Tuesday, December 11, 2007

"I can't like Ian McEwen!"

When my second son was a toddler he once said, on being asked to try some food, let's say spinach, "I can't like spinach!'

I wanted to like Ian McEwen, and I couldn’t. I thought I tried. But not really. I read the N.Y. Times review of The Child in Time and The Cement Garden, and I thought “Never!” No matter that he was said to be articulate, a fine writer even, and that he looked smart, well-aged, and handsome – when I read what he wrote about, I thought, Never. Too depressing. Then along came a novel that sounded amenable and interesting, so I read Atonement, and it wasn’t horrifying, but I never quite got it, though it buzzed about me.

So now that the movie is upon us, I thought it was time to read the book again, and to do it justice – listen to its prose, its voice, what’s going on and how it’s told, and see who among the characters might be engaging. And now I see – it’s Briony, and I’m sucked in and open to all the book’s charms.

And here’s a clue as to how to read it:

[Of Briony, years later, as a writer:] "She need not judge. There did not have to be a moral. She need only show separate minds, as alive as her own, struggling with the idea that other minds were equally alive."
Atonement, p.38 (Doubleday/Nan A. Talese hc)

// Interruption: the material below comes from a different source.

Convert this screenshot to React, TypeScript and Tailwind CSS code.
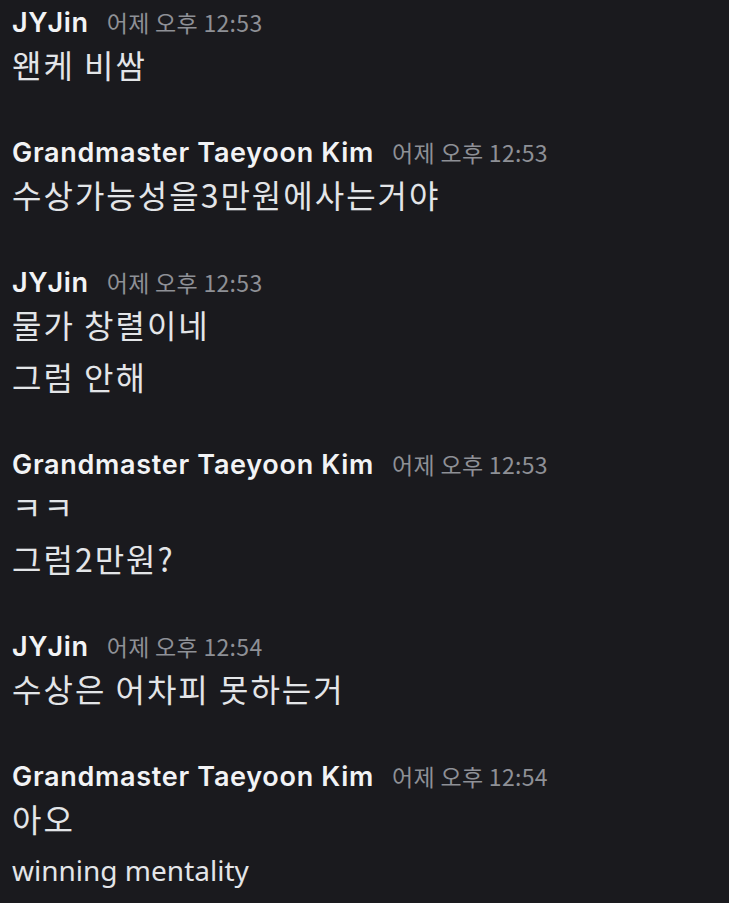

Well, isn’t this what fiction is all about? Yes, but I for one have to be able to identify with one or more characters, to sympathize. I guess after this it’ll be time to take a look at The Child in Time. Of which, more later.

Monday, December 10, 2007

With forty bottles of ring-bo-ree


SPOILER WARNING!!! for Sunday NY Times Acrostic
*
*
*
*
*
*
*
*
*
*
*
*
"Edward Lear's nonsense is not vacuity of sense: it is parody oi sense, "The Jumblies" is a poem of adventure and nostalgia. The Yonghy-Bonghy-Bo and the Dong with a luminous nose are of unrequited passion -- blues, in fact."
from The Music of Poetry, Acrostic puzzle in N.Y. Times Magazine, 12/9/07
Punctuation uncertain, as is attribution.
My grandchildren are lucky that I read "The Jumblies" and "The Owl and the Pussycat" to them, and that I enjoy it so. It's in a British book with colorful illustrations rather than Lear's drawings.